1. An antenna comprising a conductive member, wherein:

the conductive member has a body, facing portions, a first feeding terminal, and a second feeding terminal;

the body extends along a horizontal plane so as to have an open ring-like shape;

the body has a first end and a second end which are apart from each other;

the facing portions include a first facing portion provided on the first end and a second facing portion provided on the second end;

the first facing portion and the second facing portion are apart from each other and face each other;

the body has a thin portion which is thinner than the first facing portion and the second facing portion;

a part of the thin portion is located on an inner edge of the body in the horizontal plane;

the body has a thick portion which is thicker than the thin portion; and

the thin portion is located over an area between the thick portion and the inner edge of the body in the horizontal plane.

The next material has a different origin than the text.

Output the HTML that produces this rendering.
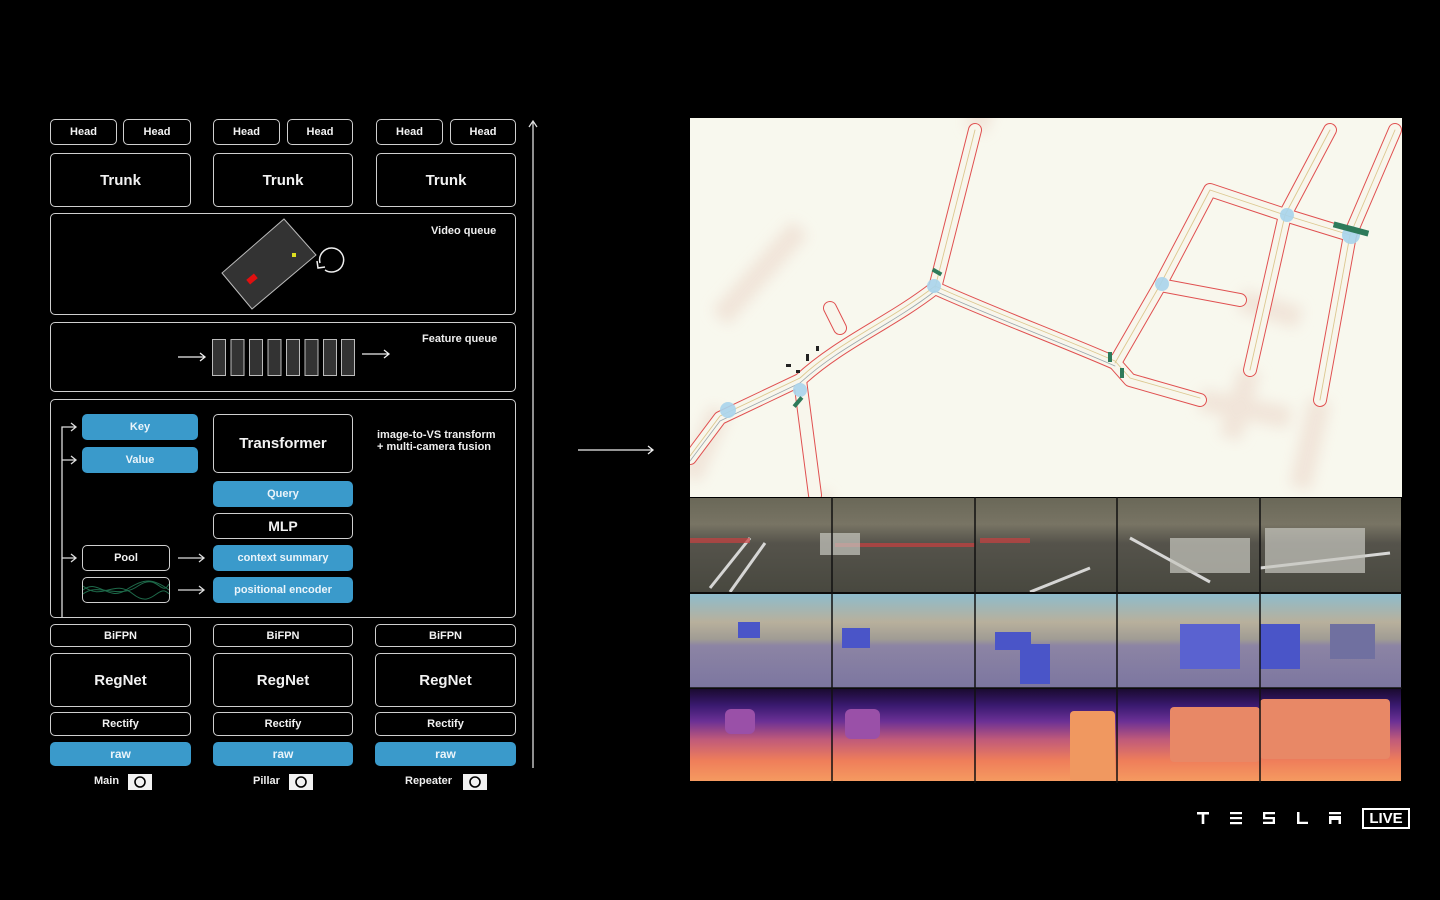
<!DOCTYPE html>
<html><head><meta charset="utf-8"><style>
*{margin:0;padding:0;box-sizing:border-box}
body{width:1440px;height:900px;background:#000;position:relative;overflow:hidden;font-family:"Liberation Sans",sans-serif;color:#fff}
.b{position:absolute;border:1.5px solid #cfcfcf;border-radius:5px;display:flex;align-items:center;justify-content:center;font-weight:bold;color:#f2f2f2}
.blue{background:#3a9acb;border-color:#3a9acb;color:#eaf4fa}
.s{font-size:11px}.m{font-size:12px}.l{font-size:15px}
.t{position:absolute;font-size:11px;font-weight:bold;color:#eee;line-height:12px}
.cell{position:absolute;overflow:hidden}
</style></head><body>
<div class="b s" style="left:50px;top:119px;width:67px;height:26px">Head</div>
<div class="b s" style="left:123px;top:119px;width:68px;height:26px">Head</div>
<div class="b s" style="left:213px;top:119px;width:67px;height:26px">Head</div>
<div class="b s" style="left:287px;top:119px;width:66px;height:26px">Head</div>
<div class="b s" style="left:376px;top:119px;width:67px;height:26px">Head</div>
<div class="b s" style="left:450px;top:119px;width:66px;height:26px">Head</div>
<div class="b l" style="left:50px;top:153px;width:141px;height:54px">Trunk</div>
<div class="b l" style="left:213px;top:153px;width:140px;height:54px">Trunk</div>
<div class="b l" style="left:376px;top:153px;width:140px;height:54px">Trunk</div>
<div class="b" style="left:50px;top:213px;width:466px;height:102px"></div>
<div class="t" style="left:431px;top:225px">Video queue</div>
<svg style="position:absolute;left:200px;top:213px" width="160" height="100">
<polygon points="84,6 116,42 52,96 22,60" fill="#333" stroke="#bbb" stroke-width="1"/>
<rect x="47" y="63" width="10" height="6" fill="#e01010" transform="rotate(-40 52 66)"/>
<rect x="92" y="40" width="4" height="4" fill="#dde020"/>
<path d="M120,50 A12,12 0 1 1 125,57" fill="none" stroke="#eee" stroke-width="1.5"/>
<path d="M117,48 L118,55 L125,54" fill="none" stroke="#eee" stroke-width="1.5"/>
</svg>
<div class="b" style="left:50px;top:322px;width:466px;height:70px"></div>
<div class="t" style="left:422px;top:333px">Feature queue</div>
<svg style="position:absolute;left:170px;top:330px" width="230" height="60">
<path d="M8,27 H34 M30,23 L35,27 L30,31" stroke="#eee" stroke-width="1.3" fill="none"/>
<g fill="#333" stroke="#bbb" stroke-width="1"><rect x="42.5" y="9.5" width="13" height="36"/><rect x="61" y="9.5" width="13" height="36"/><rect x="79.5" y="9.5" width="13" height="36"/><rect x="98" y="9.5" width="13" height="36"/><rect x="116.5" y="9.5" width="13" height="36"/><rect x="135" y="9.5" width="13" height="36"/><rect x="153.5" y="9.5" width="13" height="36"/><rect x="171.5" y="9.5" width="13" height="36"/></g>
<path d="M192,24 H218 M214,20 L219,24 L214,28" stroke="#eee" stroke-width="1.3" fill="none"/>
</svg>
<div class="b" style="left:50px;top:399px;width:466px;height:219px"></div>
<div class="b blue s" style="left:82px;top:414px;width:116px;height:26px">Key</div>
<div class="b blue s" style="left:82px;top:447px;width:116px;height:26px">Value</div>
<div class="b l" style="left:213px;top:414px;width:140px;height:59px">Transformer</div>
<div class="t" style="left:377px;top:429px">image-to-VS transform<br>+ multi-camera fusion</div>
<div class="b blue s" style="left:213px;top:481px;width:140px;height:26px">Query</div>
<div class="b" style="left:213px;top:513px;width:140px;height:26px;font-size:14px">MLP</div>
<div class="b blue s" style="left:213px;top:545px;width:140px;height:26px">context summary</div>
<div class="b blue s" style="left:213px;top:577px;width:140px;height:26px">positional encoder</div>
<div class="b s" style="left:82px;top:545px;width:88px;height:26px">Pool</div>
<div class="b" style="left:82px;top:577px;width:88px;height:26px;overflow:hidden">
<svg width="86" height="24"><g fill="none" stroke="#1e6a4a" stroke-width="1"><path d="M0,12 C15,0 25,24 43,12 S70,0 86,12"/><path d="M0,8 C20,24 30,0 50,16 S75,4 86,16"/><path d="M0,16 C15,4 35,22 55,8 S78,20 86,6"/></g></svg></div>
<svg style="position:absolute;left:55px;top:420px" width="160" height="200">
<g stroke="#ddd" stroke-width="1.3" fill="none">
<path d="M7,197 V7 H20 M16,3 L21,7 L16,11"/>
<path d="M7,40 H20 M16,36 L21,40 L16,44"/>
<path d="M7,138 H20 M16,134 L21,138 L16,142"/>
<path d="M123,138 H148 M144,134 L149,138 L144,142"/>
<path d="M123,170 H148 M144,166 L149,170 L144,174"/>
</g></svg>
<div class="b s" style="left:50px;top:624px;width:141px;height:23px">BiFPN</div>
<div class="b s" style="left:213px;top:624px;width:140px;height:23px">BiFPN</div>
<div class="b s" style="left:375px;top:624px;width:141px;height:23px">BiFPN</div>
<div class="b l" style="left:50px;top:653px;width:141px;height:54px">RegNet</div>
<div class="b l" style="left:213px;top:653px;width:140px;height:54px">RegNet</div>
<div class="b l" style="left:375px;top:653px;width:141px;height:54px">RegNet</div>
<div class="b s" style="left:50px;top:712px;width:141px;height:24px">Rectify</div>
<div class="b s" style="left:213px;top:712px;width:140px;height:24px">Rectify</div>
<div class="b s" style="left:375px;top:712px;width:141px;height:24px">Rectify</div>
<div class="b blue m" style="left:50px;top:742px;width:141px;height:24px">raw</div>
<div class="b blue m" style="left:213px;top:742px;width:140px;height:24px">raw</div>
<div class="b blue m" style="left:375px;top:742px;width:141px;height:24px">raw</div>
<div class="t" style="left:94px;top:775px">Main</div>
<div class="t" style="left:253px;top:775px">Pillar</div>
<div class="t" style="left:405px;top:775px">Repeater</div>
<svg style="position:absolute;left:128px;top:772px" width="25" height="18"><rect y="2" width="24" height="16" fill="#f2f2f2"/><circle cx="12" cy="10" r="5" fill="none" stroke="#000" stroke-width="1.6"/></svg>
<svg style="position:absolute;left:289px;top:772px" width="25" height="18"><rect y="2" width="24" height="16" fill="#f2f2f2"/><circle cx="12" cy="10" r="5" fill="none" stroke="#000" stroke-width="1.6"/></svg>
<svg style="position:absolute;left:463px;top:772px" width="25" height="18"><rect y="2" width="24" height="16" fill="#f2f2f2"/><circle cx="12" cy="10" r="5" fill="none" stroke="#000" stroke-width="1.6"/></svg>
<svg style="position:absolute;left:526px;top:118px" width="14" height="652"><path d="M7,650 V3 M3,9 L7,3 L11,9" stroke="#ddd" stroke-width="1.3" fill="none"/></svg>
<svg style="position:absolute;left:576px;top:443px" width="82" height="14"><path d="M2,7 H77 M72,3 L77,7 L72,11" stroke="#eee" stroke-width="1.3" fill="none"/></svg>
<!-- map -->
<svg style="position:absolute;left:690px;top:118px" width="712" height="379">
<defs><filter id="bl"><feGaussianBlur stdDeviation="7"/></filter></defs>
<rect width="712" height="379" fill="#f8f8ee"/>
<g filter="url(#bl)" stroke="#efe0d4" fill="none" stroke-width="22" opacity=".8">
<path d="M30,200 L110,110"/><path d="M285,12 L300,-30"/><path d="M560,252 L540,320"/><path d="M630,282 L610,370"/><path d="M550,182 L610,200"/><path d="M510,282 L600,300"/><path d="M125,377 L140,400"/><path d="M0,360 L30,292"/>
</g>
<g fill="none" stroke-linecap="round" stroke-linejoin="round">
<g stroke="#e05050" stroke-width="14">
<path d="M0,340 L30,300 L110,262 C150,225 200,205 245,170 C300,195 380,225 425,245 L440,262 L510,282"/>
<path d="M245,170 L285,12"/><path d="M110,262 L125,377"/><path d="M150,210 L140,190"/>
<path d="M425,245 L470,167 L520,72 L595,97 L660,117"/>
<path d="M470,167 L550,182"/><path d="M640,12 L595,97 L560,252"/><path d="M705,12 L660,117 L630,282"/>
</g>
<g stroke="#f8f6ec" stroke-width="12">
<path d="M0,340 L30,300 L110,262 C150,225 200,205 245,170 C300,195 380,225 425,245 L440,262 L510,282"/>
<path d="M245,170 L285,12"/><path d="M110,262 L125,377"/><path d="M150,210 L140,190"/>
<path d="M425,245 L470,167 L520,72 L595,97 L660,117"/>
<path d="M470,167 L550,182"/><path d="M640,12 L595,97 L560,252"/><path d="M705,12 L660,117 L630,282"/>
</g>
<g stroke="#dcc890" stroke-width="0.9">
<path d="M0,338 L30,298 L110,260 C150,223 200,203 245,168 C300,193 380,223 425,243 L440,260 L510,280"/>
<path d="M245,170 L285,12"/><path d="M425,245 L470,167 L520,72 L595,97 L660,117"/><path d="M640,12 L595,97 L560,252"/><path d="M705,12 L660,117 L630,282"/>
</g>
<g stroke="#9aa6ac" stroke-width="0.8">
<path d="M0,343 L30,303 L110,265 C150,228 200,208 245,173 C300,198 380,228 425,248"/>
</g>
</g>
<g fill="#a8d4ec" opacity=".9"><circle cx="244" cy="168" r="7"/><circle cx="110" cy="272" r="7"/><circle cx="38" cy="292" r="8"/><circle cx="472" cy="166" r="7"/><circle cx="597" cy="97" r="7"/><circle cx="661" cy="117" r="9"/></g>
<g fill="#2e7a5a"><rect x="242" y="152" width="10" height="4" transform="rotate(30 247 154)"/><rect x="102" y="282" width="12" height="4" transform="rotate(-50 108 284)"/><rect x="643" y="108" width="36" height="6" transform="rotate(15 661 111)"/><rect x="418" y="234" width="4" height="10"/><rect x="430" y="250" width="4" height="10"/></g>
<g fill="#222"><rect x="116" y="236" width="3" height="7"/><rect x="96" y="246" width="5" height="3"/><rect x="106" y="252" width="4" height="3"/><rect x="126" y="228" width="3" height="5"/></g>
</svg>
<!-- cameras -->
<div class="cell" style="left:690px;top:498px;width:711px;height:94px;background:linear-gradient(#6a6858 0%,#787464 28%,#55534b 48%,#48483f 100%)">
<svg width="711" height="94"><g stroke="#eee" stroke-width="3" fill="none" opacity=".85"><path d="M20,90 L60,40"/><path d="M40,94 L75,45"/><path d="M340,94 L400,70"/><path d="M440,40 L520,84"/><path d="M570,70 L700,55"/></g><g fill="#c84040" opacity=".7"><rect x="0" y="40" width="60" height="5"/><rect x="145" y="45" width="140" height="4"/><rect x="290" y="40" width="50" height="5"/></g><g fill="#c8c8c0" opacity=".7"><rect x="480" y="40" width="80" height="35"/><rect x="575" y="30" width="100" height="45"/><rect x="130" y="35" width="40" height="22"/></g></svg></div>
<div class="cell" style="left:690px;top:594px;width:711px;height:94px;background:linear-gradient(#8ebccc 0%,#b8b09c 30%,#a09c94 48%,#8c84a4 55%,#7c76a0 100%)">
<div style="position:absolute;left:48px;top:28px;width:22px;height:16px;background:#4a55c8"></div><div style="position:absolute;left:152px;top:34px;width:28px;height:20px;background:#4a55c8"></div><div style="position:absolute;left:305px;top:38px;width:36px;height:18px;background:#4a55c8"></div><div style="position:absolute;left:330px;top:50px;width:30px;height:40px;background:#4a55c8"></div><div style="position:absolute;left:490px;top:30px;width:60px;height:45px;background:#5a62d0"></div><div style="position:absolute;left:570px;top:30px;width:40px;height:45px;background:#4a55c8"></div><div style="position:absolute;left:640px;top:30px;width:45px;height:35px;background:#7070a0"></div></div>
<div class="cell" style="left:690px;top:689px;width:711px;height:92px;background:linear-gradient(#1a0a30 0%,#3a1a70 18%,#6a3095 35%,#c05a7a 55%,#ef7e5a 78%,#f59a60 100%)">
<div style="position:absolute;left:35px;top:20px;width:30px;height:25px;background:#9a50a8;border-radius:6px"></div><div style="position:absolute;left:155px;top:20px;width:35px;height:30px;background:#9a50a8;border-radius:6px"></div><div style="position:absolute;left:380px;top:22px;width:45px;height:70px;background:#f09860;border-radius:4px"></div><div style="position:absolute;left:480px;top:18px;width:90px;height:55px;background:#e88866;border-radius:4px"></div><div style="position:absolute;left:570px;top:10px;width:130px;height:60px;background:#e88866;border-radius:4px"></div></div>
<svg style="position:absolute;left:690px;top:497px" width="712" height="286"><g stroke="#111" stroke-width="1.5"><path d="M142,0V286M285,0V286M427,0V286M570,0V286M0,96H712M0,191H712"/></g></svg>
<!-- logo -->
<svg style="position:absolute;left:1195px;top:810px" width="150" height="18"><g fill="#fff">
<rect x="2" y="2" width="12" height="2.5"/><rect x="6.7" y="4" width="2.6" height="10"/>
<rect x="35" y="2" width="12" height="2.2"/><rect x="35" y="7" width="12" height="2.2"/><rect x="35" y="12" width="12" height="2.2"/>
<path d="M68,2 H80 V4.2 H70.3 V7 H80 V14 H68 V11.8 H77.7 V9.2 H68 Z"/>
<path d="M102,2 H104.5 V11.8 H113 V14 H102 Z"/>
<path d="M134,2 H146 V4.2 H134 Z M134,6 H146 V14 H143.5 V10 H136.5 V14 H134 Z"/>
</g></svg>
<div style="position:absolute;left:1362px;top:808px;width:48px;height:21px;border:2px solid #fff;font-size:15px;font-weight:bold;text-align:center;line-height:17px">LIVE</div>
</body></html>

2. The antenna as recited in claim 1, wherein the first facing portion and the second facing portion face, at least in part, each other in the horizontal plane.

3. The antenna as recited in claim 1, wherein all of the first facing portion, the second facing portion, and the thick portion have a same thickness.

4. The antenna as recited in claim 1, wherein the thin portion continuously extends between the first end and the second end along the inner edge of the body.

5. The antenna as recited in claim 1, wherein:

the thin portion comprises a plurality of recesses which are arranged along the inner edge of the body; and

the recesses are alternately recessed in a direction perpendicular to the horizontal plane.

6. The antenna as recited in claim 1, wherein the conductive member is configured to be mounted on a board which extends along the horizontal plane.